Anyone who is going to pursue a job in Human Resources after completing college should first consider supply and demand. The supply of current HR professionals and the demand for newly educated graduates is crucial when you are looking for openings that are relevant to entry-level professionals.
Graduates frequently choose majors in fields where the supply of graduates and seasoned professionals is dramatically higher than the demand for qualified applicants. This is what you are striving to avoid by doing your research. Fortunately, a branch of the government called the Bureau of Labor Statistics does detailed research in most fields to assess current trends and project future Employment Outlook. Here’s what you should know:
What Type of Growth is Projected?
The Occupational Outlook Handbook published by the Bureau of Labor Statistics is a detailed source of information for job seekers or for individuals who just want to review career information and data. In one area of the handbook, the BLS includes a section on Job Outlook for a 10-year period. The projection is calculated by analytics professionals at BLS.
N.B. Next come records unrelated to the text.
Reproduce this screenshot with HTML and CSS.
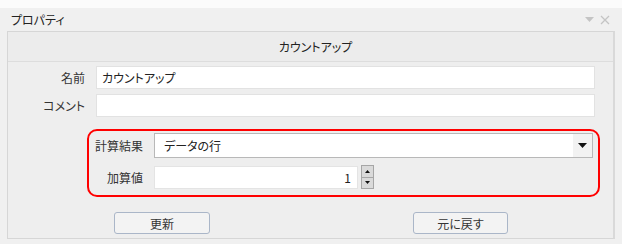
FILE: index.html
```html
<!DOCTYPE html>
<html lang="ja">
<head>
<meta charset="utf-8">
<link rel="stylesheet" href="styles.css">
</head>
<body>
<div class="topstrip"></div>
<div class="titlebar">
  <span class="title">プロパティ</span>
  <span class="wincontrols">
    <svg width="9" height="6" viewBox="0 0 9 6"><path d="M0 0 H9 L4.5 5 Z" fill="#c4c4c4"/></svg>
    <svg width="10" height="10" viewBox="0 0 10 10"><path d="M1 1 L9 9 M9 1 L1 9" stroke="#c4c4c4" stroke-width="1.3"/></svg>
  </span>
</div>
<div class="panel">
  <div class="header">カウントアップ</div>
  <div class="body">
    <div class="row">
      <label class="lbl">名前</label>
      <div class="input">カウントアップ</div>
    </div>
    <div class="row">
      <label class="lbl">コメント</label>
      <div class="input"></div>
    </div>
    <div class="highlight">
      <div class="hrow">
        <label class="lbl2">計算結果</label>
        <div class="select">
          <span class="seltext">データの行</span>
          <span class="selbtn"><svg width="9" height="5" viewBox="0 0 9 5"><path d="M0 0 H9 L4.5 5 Z" fill="#111"/></svg></span>
        </div>
      </div>
      <div class="hrow">
        <label class="lbl2">加算値</label>
        <div class="num">1</div>
        <div class="spin">
          <div class="sbtn"><svg width="5" height="3" viewBox="0 0 5 3"><path d="M0 3 H5 L2.5 0 Z" fill="#111"/></svg></div>
          <div class="sbtn"><svg width="5" height="3" viewBox="0 0 5 3"><path d="M0 0 H5 L2.5 3 Z" fill="#111"/></svg></div>
        </div>
      </div>
    </div>
    <div class="buttons">
      <button class="btn b1">更新</button>
      <button class="btn b2">元に戻す</button>
    </div>
  </div>
</div>
</body>
</html>
```

FILE: styles.css
```css
* { box-sizing: border-box; }
html, body { margin: 0; padding: 0; }
body {
  width: 622px;
  height: 244px;
  background: #f0f0f0;
  font-family: "Noto Sans CJK JP", "Noto Sans", sans-serif;
  font-size: 12px;
  font-feature-settings: "palt";
  color: #222;
  overflow: hidden;
}
.topstrip { height: 8px; background: #fbfbfb; }
.titlebar {
  height: 23px;
  display: flex;
  align-items: center;
  justify-content: space-between;
  padding: 0 12px 0 11px;
}
.title { font-size: 12px; color: #222; }
.wincontrols { display: flex; align-items: center; gap: 6px; }
.panel {
  margin-left: 7px;
  width: 608px;
  height: 208px;
  border: 1px solid #d6d6d6;
  border-right: 2px solid #d9d9d9;
  background: #eeeeee;
}
.header {
  height: 30px;
  display: flex;
  align-items: center;
  justify-content: center;
  background: #ececec;
  border-bottom: 1px solid #dddddd;
  font-size: 12px;
  color: #222;
  padding-left: 10px;
}
.body { padding-top: 4px; }
.row {
  display: flex;
  align-items: center;
  margin-bottom: 5px;
}
.lbl {
  width: 77px;
  text-align: right;
  margin-right: 11px;
  color: #333;
}
.input {
  width: 499px;
  height: 23px;
  background: #fff;
  border: 1px solid #e2e2e2;
  padding: 0 5px;
  line-height: 21px;
}
.highlight {
  margin: 12px 0 0 79px;
  width: 513px;
  height: 68px;
  border: 2px solid #ff0000;
  border-radius: 10px;
  padding: 2px 5px 0 0;
}
.hrow {
  display: flex;
  align-items: center;
  margin-bottom: 7px;
}
.lbl2 {
  width: 54px;
  text-align: right;
  margin-right: 11px;
  color: #333;
}
.select {
  width: 439px;
  height: 25px;
  display: flex;
  background: #fff;
  border: 1px solid #b8b8b8;
}
.seltext { flex: 1; padding-left: 9px; line-height: 23px; }
.selbtn {
  width: 19px;
  background: #f2f2f2;
  display: flex;
  align-items: center;
  justify-content: center;
}
.num {
  width: 204px;
  height: 23px;
  background: #fff;
  border: 1px solid #e4e4e4;
  text-align: right;
  padding-right: 6px;
  line-height: 21px;
}
.spin {
  margin-left: 3px;
  width: 13px;
  height: 24px;
  display: flex;
  flex-direction: column;
}
.sbtn {
  flex: 1;
  background: #dadada;
  border: 1px solid #a6a6a6;
  display: flex;
  align-items: center;
  justify-content: center;
}
.sbtn + .sbtn { border-top: none; }
.buttons {
  display: flex;
  margin-top: 15px;
}
.btn {
  height: 22px;
  font-family: inherit;
  font-size: 12px;
  font-feature-settings: "palt";
  color: #333;
  background: #f3f3f3;
  border: 1px solid #aab6c8;
  border-radius: 3px;
  padding: 0;
}
.b1 { width: 96px; margin-left: 106px; }
.b2 { width: 95px; margin-left: 203px; }
```
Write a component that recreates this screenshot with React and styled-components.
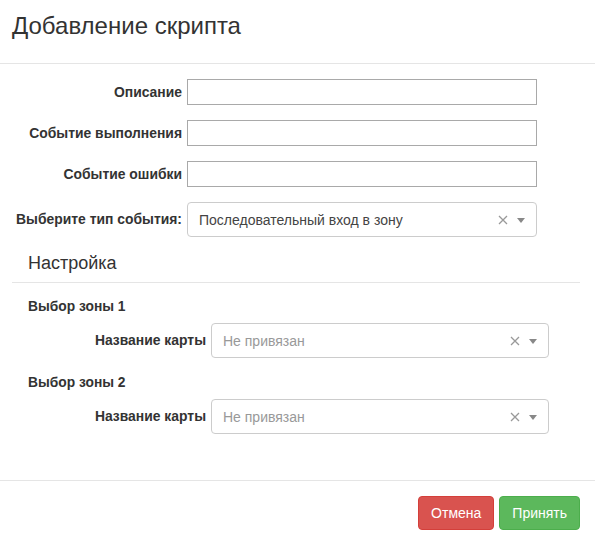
import React from "react";
import styled, { createGlobalStyle } from "styled-components";

const Global = createGlobalStyle`
  html, body { margin: 0; padding: 0; background: #fff; }
  body { font-family: "Liberation Sans", Arial, sans-serif; color: #333; font-size: 14px; }
  * { box-sizing: border-box; }
`;

const Modal = styled.div`
  width: 595px;
  height: 542px;
  background: #fff;
  display: flex;
  flex-direction: column;
`;

const Header = styled.div`
  height: 64px;
  padding: 11px 12px 0;
  border-bottom: 1px solid #e5e5e5;
`;

const Title = styled.h4`
  margin: 0;
  font-size: 24px;
  font-weight: 400;
  line-height: 30px;
  color: #333;
`;

const Body = styled.div`
  flex: 1;
  padding: 15px 0 0;
`;

const Row = styled.div`
  display: flex;
  align-items: ${(p) => (p.$top ? "flex-start" : "center")};
  margin-bottom: 15px;
`;

const Label = styled.label`
  width: ${(p) => p.$w}px;
  flex: none;
  text-align: right;
  font-weight: 700;
  font-size: 13.9px;
  color: #333;
  padding-right: 5px;
  padding-top: ${(p) => p.$pt || 0}px;
  line-height: 16px;
  white-space: nowrap;
`;

const Input = styled.input`
  width: 350px;
  height: 26px;
  border: 1px solid #a9a9a9;
  border-radius: 0;
  padding: 2px 6px;
  font: inherit;
  outline: none;
`;

const SelectBox = styled.div`
  width: ${(p) => p.$w}px;
  height: 35px;
  border: 1px solid #ccc;
  border-radius: 4px;
  display: flex;
  align-items: center;
  padding: 0 11px 0 11px;
  background: #fff;
`;

const SelectText = styled.span`
  flex: 1;
  font-size: 14px;
  color: ${(p) => (p.$placeholder ? "#999" : "#444")};
  white-space: nowrap;
`;

const Clear = styled.span`
  display: flex;
  width: 10px;
  height: 10px;
  margin-right: 9px;
`;

const Caret = styled.span`
  width: 0;
  height: 0;
  border-style: solid;
  border-width: 5px 4px 0 4px;
  border-color: #888 transparent transparent transparent;
  margin-top: 1px;
`;

const Section = styled.div`
  margin: 0 15px 0 12px;
`;

const Legend = styled.div`
  font-size: 18px;
  color: #333;
  padding: 0 0 8px 16px;
  line-height: 22px;
  border-bottom: 1px solid #e5e5e5;
  margin-bottom: 16px;
`;

const Zone = styled.div`
  padding-left: 16px;
  margin-bottom: ${(p) => p.$mb}px;
`;

const ZoneTitle = styled.div`
  font-weight: 700;
  font-size: 13.8px;
  line-height: 16px;
  margin-bottom: 8px;
`;

const Footer = styled.div`
  border-top: 1px solid #e5e5e5;
  padding: 15px 15px 0;
  display: flex;
  justify-content: flex-end;
  gap: 5px;
  height: 62px;
`;

const Button = styled.button`
  font-family: inherit;
  font-size: 14px;
  line-height: 20px;
  padding: 6px 12px;
  height: 34px;
  border-radius: 4px;
  color: #fff;
  border: 1px solid ${(p) => (p.$variant === "danger" ? "#d43f3a" : "#4cae4c")};
  background: ${(p) => (p.$variant === "danger" ? "#d9534f" : "#5cb85c")};
  cursor: pointer;
`;

const ClearIcon = () => (
  <Clear>
    <svg width="10" height="10" viewBox="0 0 10 10">
      <path d="M1 1L9 9M9 1L1 9" stroke="#999" strokeWidth="1.3" fill="none" />
    </svg>
  </Clear>
);

const Select = ({ w, text, placeholder }) => (
  <SelectBox $w={w}>
    <SelectText $placeholder={placeholder}>{text}</SelectText>
    <ClearIcon />
    <Caret />
  </SelectBox>
);

export default function App() {
  return (
    <>
      <Global />
      <Modal>
        <Header>
          <Title>Добавление скрипта</Title>
        </Header>
        <Body>
          <Row>
            <Label $w={187}>Описание</Label>
            <Input />
          </Row>
          <Row>
            <Label $w={187}>Событие выполнения</Label>
            <Input />
          </Row>
          <Row>
            <Label $w={187}>Событие ошибки</Label>
            <Input />
          </Row>
          <Row $top>
            <Label $w={187} $pt={9}>Выберите тип события:</Label>
            <Select w={350} text="Последовательный вход в зону" />
          </Row>
          <Section>
            <Legend>Настройка</Legend>
            <Zone $mb={17}>
              <ZoneTitle>Выбор зоны 1</ZoneTitle>
              <Row $top>
                <Label $w={183} $pt={9}>Название карты</Label>
                <Select w={338} text="Не привязан" placeholder />
              </Row>
            </Zone>
            <Zone $mb={0}>
              <ZoneTitle>Выбор зоны 2</ZoneTitle>
              <Row $top>
                <Label $w={183} $pt={9}>Название карты</Label>
                <Select w={338} text="Не привязан" placeholder />
              </Row>
            </Zone>
          </Section>
        </Body>
        <Footer>
          <Button $variant="danger">Отмена</Button>
          <Button $variant="success">Принять</Button>
        </Footer>
      </Modal>
    </>
  );
}
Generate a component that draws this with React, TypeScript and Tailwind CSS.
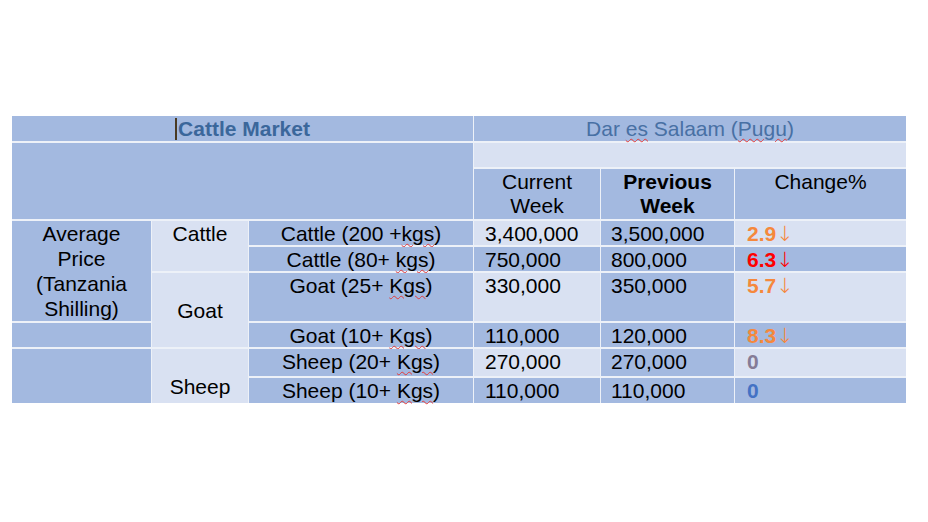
const dark = "bg-[#a3b9e0]";
const light = "bg-[#d9e1f2]";

type Row = {
  label: string;
  current: string;
  previous: string;
  change: string;
  arrow: boolean;
  changeColor: string;
  band: boolean;
};

const rows: Row[] = [
  { label: "Cattle (200 +", current: "3,400,000", previous: "3,500,000", change: "2.9", arrow: true, changeColor: "text-[#f5883c]", band: false },
  { label: "Cattle (80+ ", current: "750,000", previous: "800,000", change: "6.3", arrow: true, changeColor: "text-[#ff0000]", band: true },
  { label: "Goat (25+ ", current: "330,000", previous: "350,000", change: "5.7", arrow: true, changeColor: "text-[#f5883c]", band: false },
  { label: "Goat (10+ ", current: "110,000", previous: "120,000", change: "8.3", arrow: true, changeColor: "text-[#f5883c]", band: true },
  { label: "Sheep (20+ ", current: "270,000", previous: "270,000", change: "0", arrow: false, changeColor: "text-[#857c96]", band: false },
  { label: "Sheep (10+ ", current: "110,000", previous: "110,000", change: "0", arrow: false, changeColor: "text-[#4472c4]", band: true },
];

const rowStarts = ["row-start-4", "row-start-5", "row-start-6", "row-start-7", "row-start-8", "row-start-9"];

const Squiggle = ({ children }: { children: React.ReactNode }) => (
  <span className="underline decoration-wavy decoration-[#e23b3b] decoration-1 underline-offset-[2px]">{children}</span>
);

export default function App() {
  return (
    <div className="min-h-[522px] w-[928px] bg-white pl-[12px] pt-[116px] font-['Liberation_Sans',Arial,sans-serif] text-[21px] leading-[25px] text-black">
      <div className="grid w-[894px] grid-cols-[139px_96px_224px_126px_133px_171px] grid-rows-[25px_24px_50px_24px_24px_48px_24px_27px_25px] gap-x-px gap-y-[2px] bg-[#edf1f8]">
        {/* title row */}
        <div className={`${dark} col-span-3 col-start-1 row-start-1 flex items-center justify-center font-bold text-[#3b679b]`}>
          <span className="mr-px inline-block h-[22px] w-[2px] bg-[#4a3a22]" />
          Cattle Market
        </div>
        <div className={`${dark} col-span-3 col-start-4 row-start-1 flex items-center justify-center text-[#4870a4]`}>
          <span>
            Dar <Squiggle>es</Squiggle> Salaam (<Squiggle>Pugu</Squiggle>)
          </span>
        </div>

        {/* header block */}
        <div className={`${dark} col-span-3 col-start-1 row-span-2 row-start-2`} />
        <div className={`${light} col-span-3 col-start-4 row-start-2`} />
        <div className={`${dark} col-start-4 row-start-3 pt-px text-center leading-[24px]`}>
          Current
          <br />
          Week
        </div>
        <div className={`${dark} col-start-5 row-start-3 pt-px text-center font-bold leading-[24px]`}>
          Previous
          <br />
          Week
        </div>
        <div className={`${dark} col-start-6 row-start-3 pt-px text-center leading-[24px]`}>Change%</div>

        {/* first column */}
        <div className={`${dark} col-start-1 row-span-3 row-start-4 text-center`}>
          Average
          <br />
          Price
          <br />
          (Tanzania
          <br />
          Shilling)
        </div>
        <div className={`${dark} col-start-1 row-start-7`} />
        <div className={`${dark} col-start-1 row-span-2 row-start-8`} />

        {/* animal column */}
        <div className={`${light} col-start-2 row-span-2 row-start-4 text-center`}>Cattle</div>
        <div className={`${light} col-start-2 row-span-2 row-start-6 flex items-center justify-center`}>Goat</div>
        <div className={`${light} col-start-2 row-span-2 row-start-8 flex items-end justify-center pb-[4px]`}>Sheep</div>

        {rows.map((r, i) => (
          <div key={r.label + r.current + i} className="contents">
            <div className={`${dark} col-start-3 ${rowStarts[i]} text-center`}>
              {r.label}
              <Squiggle>{i === 0 || i === 1 ? "kgs" : "Kgs"}</Squiggle>)
            </div>
            <div className={`${r.band ? dark : light} col-start-4 ${rowStarts[i]} pl-[11px]`}>{r.current}</div>
            <div className={`${dark} col-start-5 ${rowStarts[i]} pl-[10px]`}>{r.previous}</div>
            <div className={`${r.band ? dark : light} col-start-6 ${rowStarts[i]} pl-[12px] ${r.changeColor}`}>
              <span className="font-bold">{r.change}</span>
              {r.arrow && <span className="font-['DejaVu_Sans',sans-serif] font-light">↓</span>}
            </div>
          </div>
        ))}
      </div>
    </div>
  );
}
According to the data compiled, it is projected that Human Resource Management will grow by 9 percent between the years 2016 and 2026. This means that there will be an estimated 12,300 new positions created over a decade. Since overall outlook for all industries is only projected to grow by 7 percent, the outlook for HR professionals is positive.
Outlook is Very Dependent on Industry and Location
One of the interesting things about the research that is conducted by the BLS is that it can be misleading because it is an average at a national level. Many would assume that the hopes for landing a job for prospective managers are positive, however, employment growth in HR especially is very dependent on the industry that you work in and then also the region that you are planning to live and work in.
Anyone who is seeking a position in Human Resources management must consider whether or not corporate offices are commonly found in their region. Smaller companies may have in-house managers onsite as opposed to in a large office, but larger companies employ these HR professionals in their headquarters. You will need to look at geographic outlook to really get a feel for what your prospects are.
Which Regions Have the Highest Demand for HR Professionals
The demand by state or city is a bit more difficult to research primarily because it is so targeted. The Bureau of Labor Statistics will also request statewide information to establish geographic profiles that citizens can use. If you would like to relocate to an area where the need for human resource professionals is high, here is the BLS list of the areas with the highest employment levels:
- New York – Jersey City
- Chicago – Arlington Heights
- Los Angeles – Long Beach – Glendale
- Atlanta – Sandy Springs
- Washington – Arlington
- Minneapolis – St. Paul
- Boston – Cambridge
- Seattle – Everett
The BLS estimates that there will be an estimated 148,400 HR managers by the end of 2026. Some of these will be new graduates and others will be on the verge of retirement. Since many managers today are nearing retirement, it’s said that many more positions will open up in the near future. This is the best time to be studying for a degree majoring in Human Resources Management.